Nos últimos anos, os postos independentes tomaram 4% a 5% do mercado das maiores distribuidoras. Os donos de postos estão se livrando dos contratos com os quais ficam amarrados às grandes distribuidoras, nos quais há metas de compra de produtos e outras cláusulas leoninas, conforme entendeu o juiz de Cianorte.
O advogado paranaense Antonio Fidelis, autor do livro “Os conflitos entre postos de gasolina com as distribuidoras”, mostra em detalhes como é feito o controle das grandes distribuidoras sobre os postos. Cita vários casos de donos de postos que buscaram na Justiça a revisão de contratos abusivos.
Em Pernambuco, um posto foi condenado a pagar uma multa de R$ 800 mil a uma distribuidora por romper o contrato, mas conseguiu reverter a decisão na 2ª Instância.

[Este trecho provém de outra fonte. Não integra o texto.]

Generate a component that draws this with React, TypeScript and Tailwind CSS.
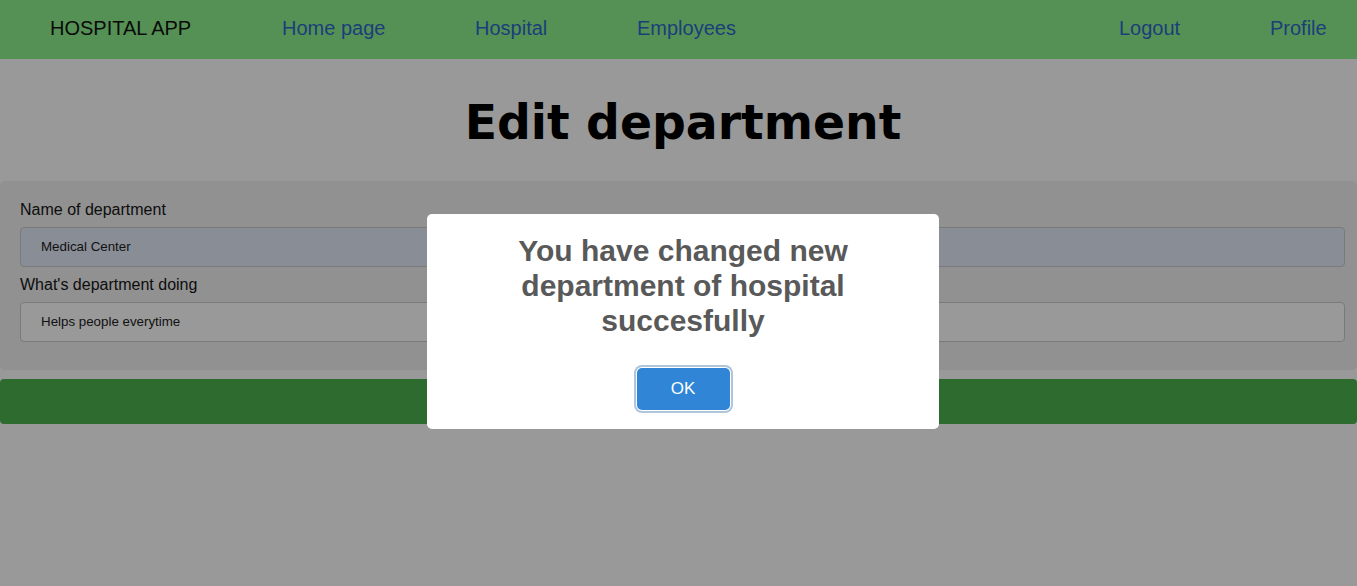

O Tribunal de Justiça enxergou um desequilíbrio na relação contratual. Fidelis explica que, recentemente, o STJ (Superior Tribunal de Justiça) abriu precedente para a revisão dos contratos ao reforçar que a boa-fé objetiva e o equilíbrio econômico do contrato devem ser considerados nos casos de rescisão motivada por práticas abusivas da distribuidora.

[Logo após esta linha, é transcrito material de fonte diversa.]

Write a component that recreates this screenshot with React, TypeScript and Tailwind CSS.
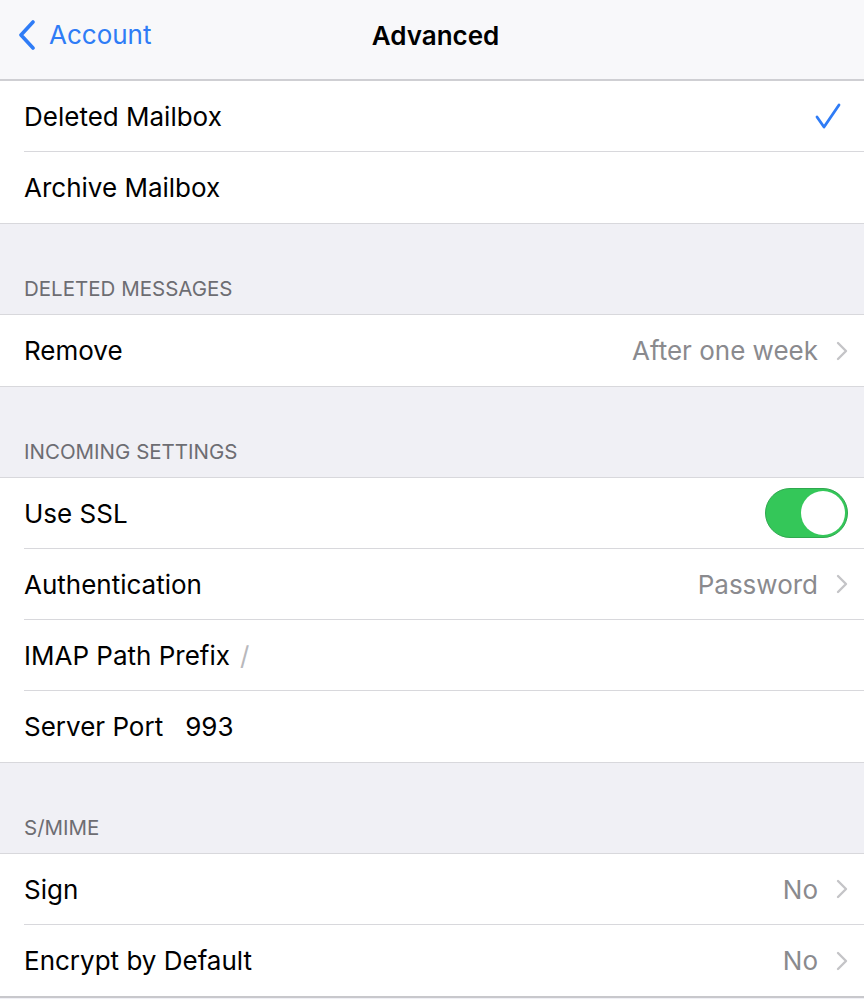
import React from "react";

const Chevron = () => (
  <svg width="12" height="20" viewBox="0 0 12 20" className="ml-[18px] shrink-0">
    <path d="M2 2 L10 10 L2 18" fill="none" stroke="#c4c4c7" strokeWidth="2.4" strokeLinecap="round" strokeLinejoin="round" />
  </svg>
);

function Row({ label, value, chevron, last, children, right }: { label: string; value?: string; chevron?: boolean; last?: boolean; children?: React.ReactNode; right?: React.ReactNode }) {
  return (
    <div className="bg-white pl-6">
      <div className={`h-[71px] flex items-center pr-4 ${last ? "" : "border-b border-[#d8d8dc]"}`}>
        <span className="text-[26px] text-black">{label}</span>
        {children}
        <div className="flex-1" />
        {value && <span className="text-[26px] text-[#8a8a8e]">{value}</span>}
        {chevron && <Chevron />}
        {right}
      </div>
    </div>
  );
}

function Header({ title }: { title: string }) {
  return (
    <div className="h-[91px] bg-[#f0f0f5] flex items-end pl-6 pb-[9px] border-b border-[#d8d8dc]">
      <span className="text-[20.5px] text-[#6d6d72] uppercase">{title}</span>
    </div>
  );
}

export default function App() {
  return (
    <div className="w-[864px] h-[999px] bg-[#f0f0f5] overflow-hidden" style={{ fontFamily: "Inter, Roboto, 'Liberation Sans', sans-serif" }}>
      <div className="h-[81px] bg-[#f8f8fa] border-b-2 border-[#cfcfd3] relative flex items-center">
        <div className="flex items-center pl-[17px] -mt-[10px]">
          <svg width="20" height="30" viewBox="0 0 20 30">
            <path d="M16 2 L4 15 L16 28" fill="none" stroke="#2f7cf6" strokeWidth="3.6" strokeLinecap="round" strokeLinejoin="round" />
          </svg>
          <span className="ml-[12px] text-[26px] text-[#2f7cf6]">Account</span>
        </div>
        <div className="absolute left-0 right-0 top-[16px] text-center pl-[7px] text-[26px] font-semibold text-black">Advanced</div>
      </div>
      <div className="bg-white">
        <Row
          label="Deleted Mailbox"
          right={
            <svg width="28" height="28" viewBox="0 0 28 28" className="mr-[6px]">
              <path d="M3 15 L10 25 L25 3" fill="none" stroke="#2f7cf6" strokeWidth="2.8" strokeLinecap="round" strokeLinejoin="round" />
            </svg>
          }
        />
        <Row label="Archive Mailbox" last />
      </div>
      <div className="border-t border-[#d8d8dc]" />
      <Header title="Deleted Messages" />
      <Row label="Remove" value="After one week" chevron last />
      <div className="border-t border-[#d8d8dc]" />
      <Header title="Incoming Settings" />
      <Row
        label="Use SSL"
        right={
          <div className="w-[83px] h-[50px] rounded-full bg-[#34c759] border border-[#2fa84f] flex items-center justify-end pr-[2px]">
            <div className="w-[44px] h-[44px] rounded-full bg-white" />
          </div>
        }
      />
      <Row label="Authentication" value="Password" chevron />
      <Row label="IMAP Path Prefix">
        <span className="ml-[10px] text-[26px] text-[#b8b8bc]">/</span>
      </Row>
      <Row label="Server Port" last>
        <span className="ml-[22px] text-[26px] text-black">993</span>
      </Row>
      <div className="border-t border-[#d8d8dc]" />
      <Header title="S/MIME" />
      <Row label="Sign" value="No" chevron />
      <Row label="Encrypt by Default" value="No" chevron last />
      <div className="border-t-2 border-[#c8c8cc]" />
    </div>
  );
}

O advogado analisa o mercado brasileiro, mostrando a concentração de mercado, com as grandes distribuidoras dominando e criando uma falsa sensação de concorrência, quando, na realidade, vendem o mesmo combustível comprado da Petrobras. É importante que os consumidores tenham consciência disso. Os combustíveis vêm da mesma fonte e são vendidos com marcas diferentes.
Com o deficit de refinarias no Brasil, vendemos petróleo e importamos diesel e gasolina, porque, sozinhas, nossas refinarias não conseguem abastecer o mercado.

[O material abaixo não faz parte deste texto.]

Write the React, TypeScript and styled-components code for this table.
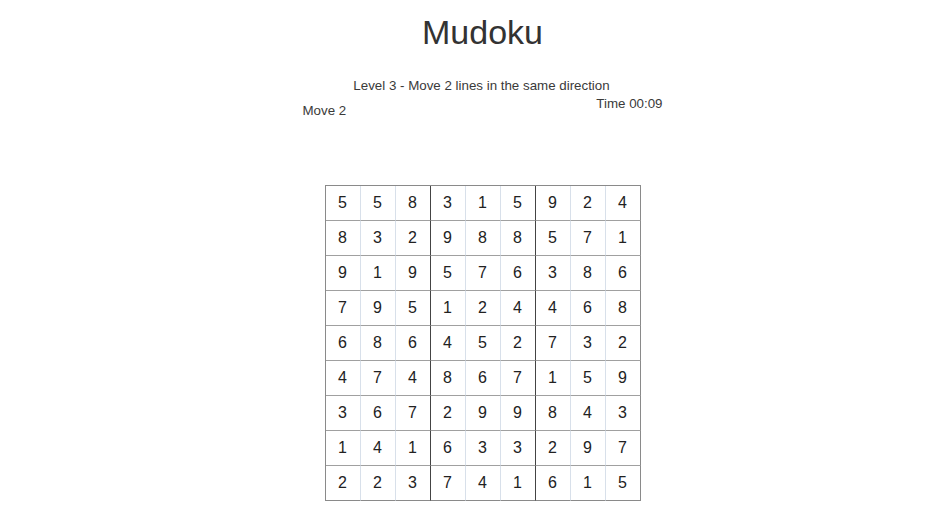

O livro também trata de outro aspecto importante: a Justiça tem considerado enriquecimento ilícito a aplicação de multas abusivas. É o que entendeu, por exemplo, o desembargador Albino Jacomel Guérios, do TJPR (Tribunal de Justiça do Estado do Paraná), em 28 de julho de 2022:
“Seguindo os critérios enumerados pela doutrina: manter a multa implicaria em enriquecimento injusto da parte mais forte. Por essas razões, para evitá-lo, as multas devem ser reduzidas em 95% (noventa e cinco por cento), ou seja: os réus devem efetuar o pagamento de apenas 5% (cinco por cento) do valor pretendido pela autora.”
Não foi por acaso que as grandes distribuidoras foram condenadas pelo Cade (Conselho Administrativo de Defesa Econômica) por práticas anticoncorrenciais, conforme documento da Advocacia Geral da União. Pior: a penalidade de revogação da autorização para funcionamento não foi cumprida pelos órgãos competentes.
Num país como o Brasil, movido a gasolina e óleo diesel, quando os grandes se juntam para dominar os pequenos, prejudicando a livre concorrência, os maiores prejudicados são os consumidores. A Justiça tem tido um papel importante no aumento do número de postos independentes e da concorrência. Num mercado vital para o funcionamento do país, os abusos precisam ser banidos.